According to Lester, MSCI’s ESG and climate researchers continue to work “very closely together.” He adds that nature and biodiversity are “good examples of their overlapping interests”, but this is also a “multifaceted problem”.
A significant part of MSCI’s expertise in climate modelling also comes from geospatial modelling, adds Lester. “This is very critical in an area like nature and biodiversity, where there are questions about what we can do to help investors think about which companies are operating near environmentally sensitive areas or potentially involved in deforestation.”
Lester says sustainable investing, which saw a period of “enormous enthusiasm” some years back, has recently seen fund outflows amid international conflicts and politicisation in the US.
However, he emphasises that considering ESG factors remains crucial when assessing the risks associated with investing in a company or an asset. “We, at MSCI, will continue to sharpen the tools we provide to investors [for] thinking about the risks, and, potentially, what are the investible opportunities associated with the transition to the green economy?”
Up to investors
Is Lester keeping an eye on any market indicators this year?
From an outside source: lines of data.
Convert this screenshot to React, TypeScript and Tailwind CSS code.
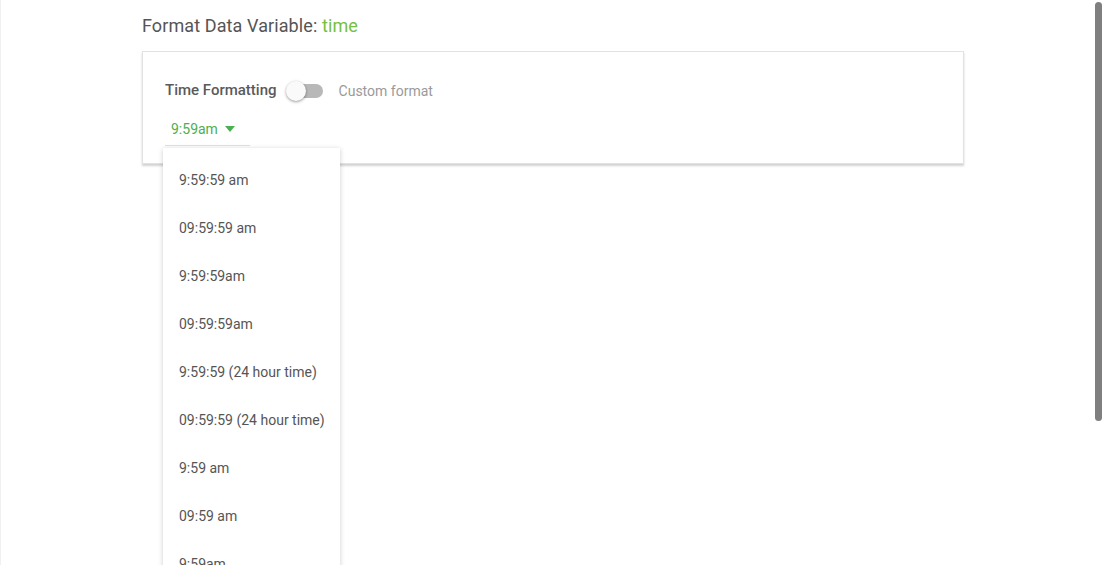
import React from "react";

const OPTIONS = [
  "9:59:59 am",
  "09:59:59 am",
  "9:59:59am",
  "09:59:59am",
  "9:59:59 (24 hour time)",
  "09:59:59 (24 hour time)",
  "9:59 am",
  "09:59 am",
  "9:59am",
  "09:59am",
];

function Toggle() {
  return (
    <div className="relative w-[37px] h-[20px] flex items-center">
      <div className="ml-[3px] w-[34px] h-[14px] rounded-full bg-[#b8b8b8]" />
      <div className="absolute left-0 top-0 w-[20px] h-[20px] rounded-full bg-[#fafafa] shadow-[0_1px_3px_rgba(0,0,0,0.4)]" />
    </div>
  );
}

export default function App() {
  return (
    <div
      className="relative h-screen overflow-hidden bg-white border-l border-[#f0f0f0]"
      style={{ fontFamily: "Roboto, 'Liberation Sans', sans-serif" }}
    >
      <div className="pl-[141px] pt-[14px] w-[963px]">
        <h1 className="text-[18px] leading-[24px] text-[#555] tracking-[0.1px]">
          Format Data Variable: <span className="text-[#76c043]">time</span>
        </h1>

        <div className="relative mt-[13px] h-[113px] bg-white border border-[#e2e2e2] shadow-[0_2px_2px_rgba(0,0,0,0.18)] pl-[22px] pt-[27px]">
          <div className="flex items-center h-[22px]">
            <span className="text-[15px] font-medium text-[#5a5a5a]">Time Formatting</span>
            <div className="ml-[9px] mt-[2px]">
              <Toggle />
            </div>
            <span className="ml-[16px] mt-[3px] text-[14px] text-[#9a9a9a]">Custom format</span>
          </div>

          <div className="mt-[12px] w-[85px] h-[33px] border-b border-[#e0e0e0] flex items-start pt-[8px] pl-[6px]">
            <span className="text-[14px] leading-[16px] text-[#4caf50]">9:59am</span>
            <svg className="ml-[7px] mt-[5px]" width="10" height="6" viewBox="0 0 10 6">
              <path d="M0 0 L10 0 L5 6 Z" fill="#4caf50" />
            </svg>
          </div>

          <div className="absolute left-[20px] top-[96px] w-[177px] h-[600px] bg-white shadow-[0_1px_5px_rgba(0,0,0,0.2)] pt-[8px] z-10">
            {OPTIONS.map((o) => (
              <div key={o} className="h-[48px] flex items-center pl-[16px] text-[14px] text-[#555]">
                {o}
              </div>
            ))}
          </div>
        </div>
      </div>

      <div className="absolute right-[3px] top-[2px] w-[7px] h-[419px] rounded-full bg-[#7f7f7f]" />
    </div>
  );
}
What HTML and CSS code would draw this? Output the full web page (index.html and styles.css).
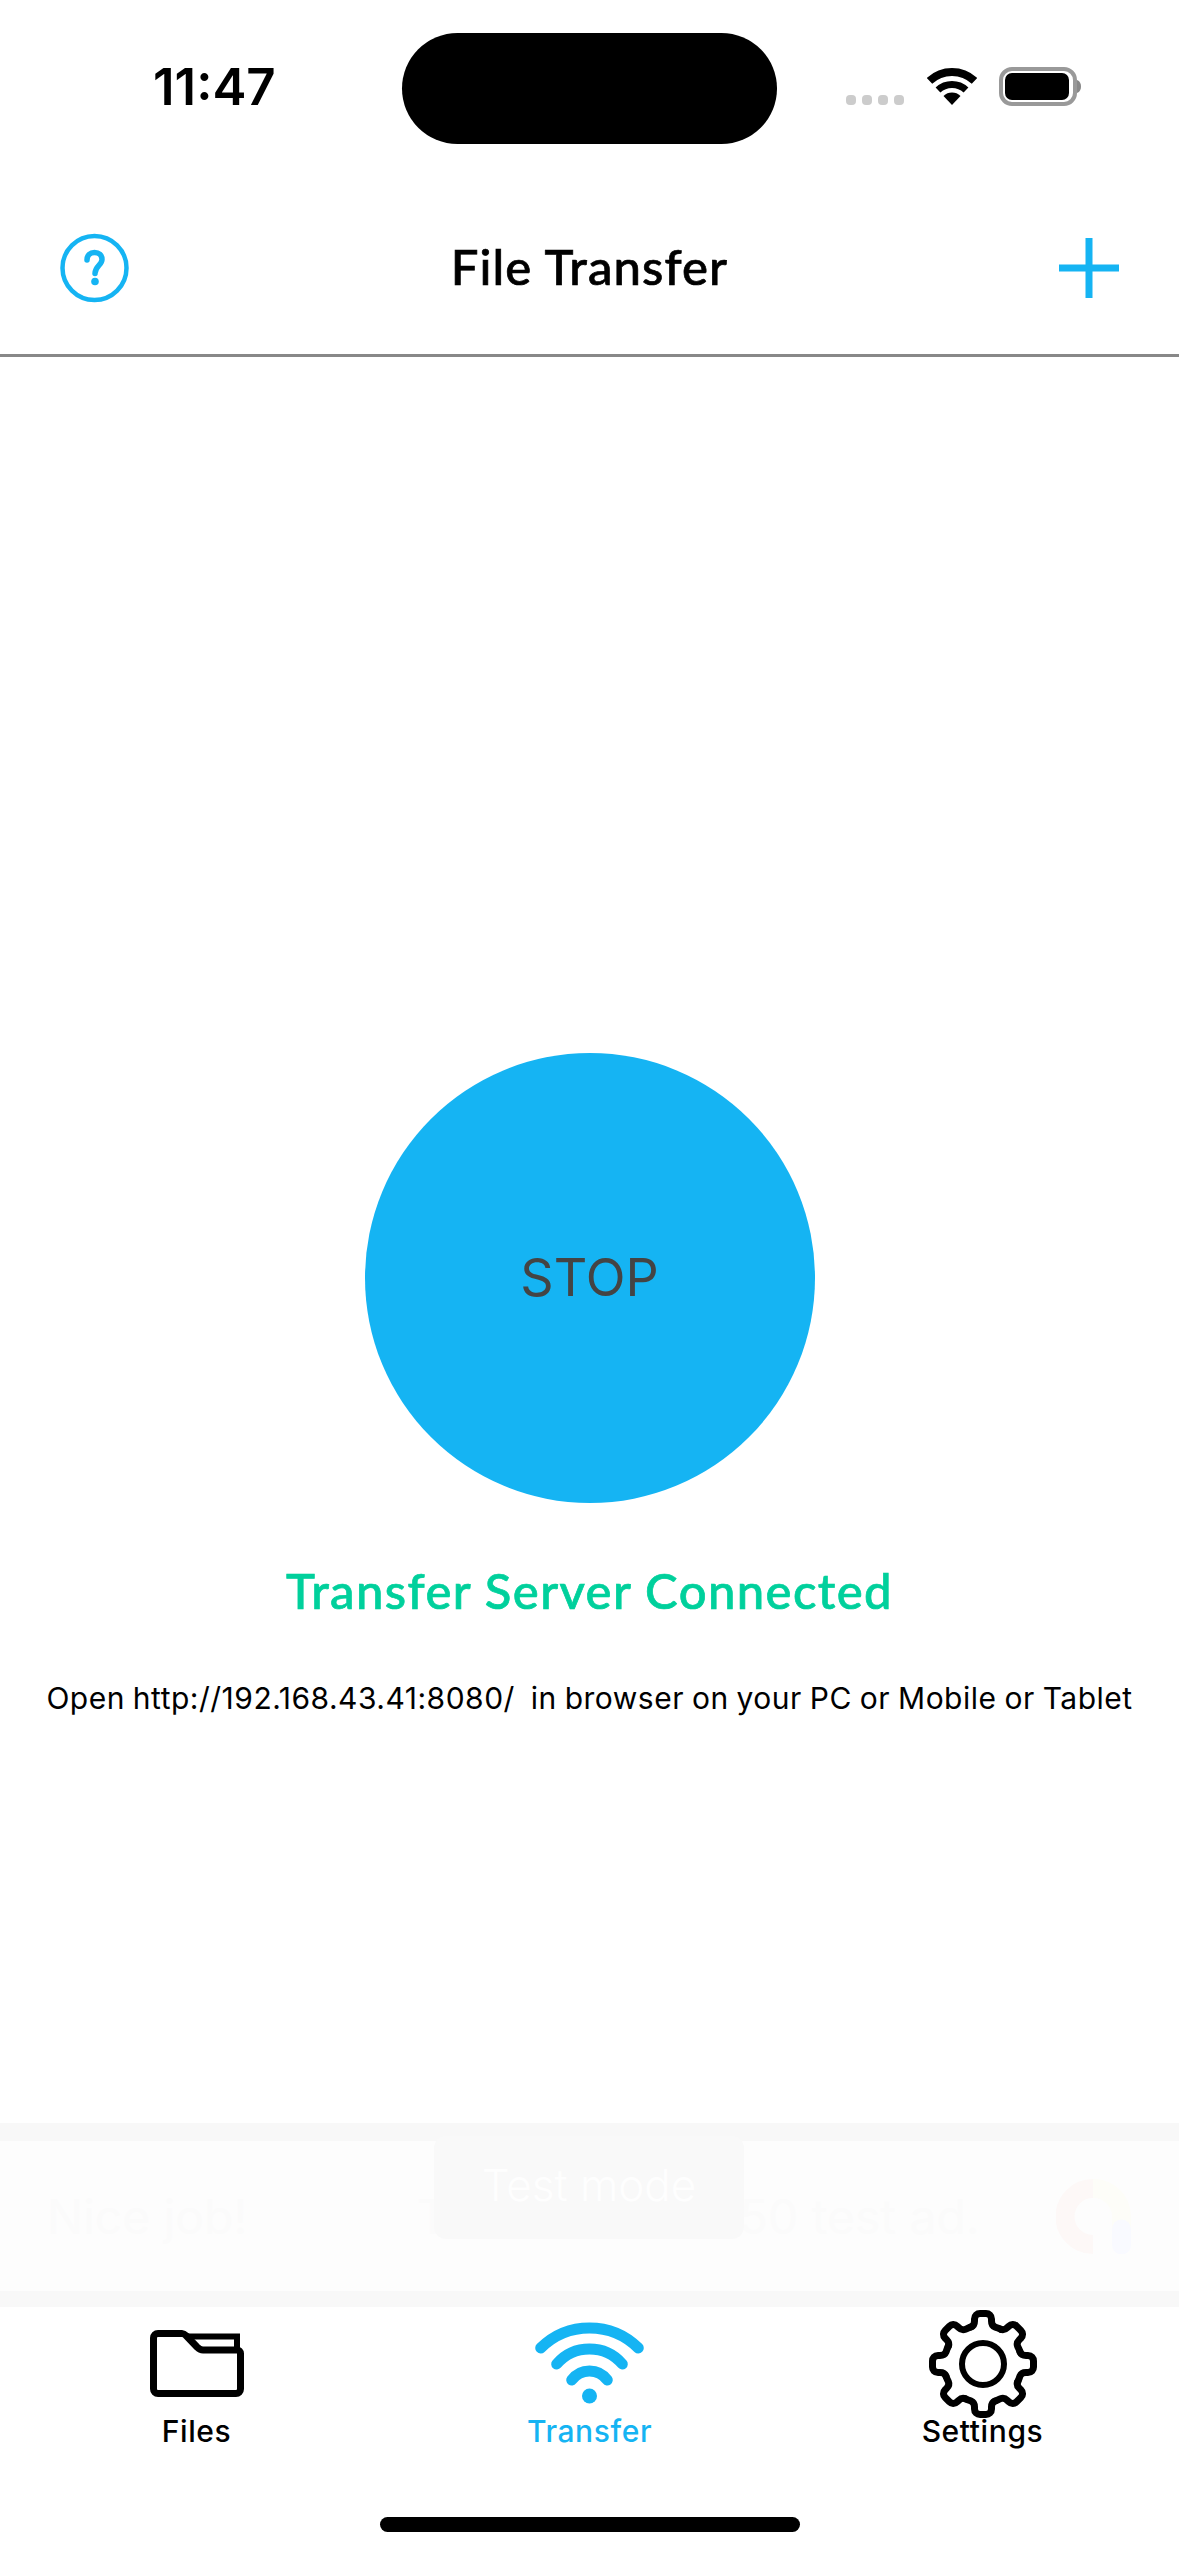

He says: “I’m fundamentally not a market timer. When I headed an investment desk, it was 100% systematic. Markets are very hard to time, and that’s fundamentally a professional activity.”
Instead, Lester looks at the trade-off between valuation and momentum. In some emerging markets, like India and Mexico, valuations are at or close to all-time highs. In other markets, like China, valuations are closer to historical lows.
He adds that all MSCI can do is provide the metrics, and it is up to investors to decide what to do. “But once you look at that metric, the question always comes: ‘Well, does the valuation metrics say that, therefore, it’s now time to get in? Or do the valuation metrics say there are ongoing issues in these markets which need further education before it’s time to get in?”
That, he adds, is up to the investment professionals.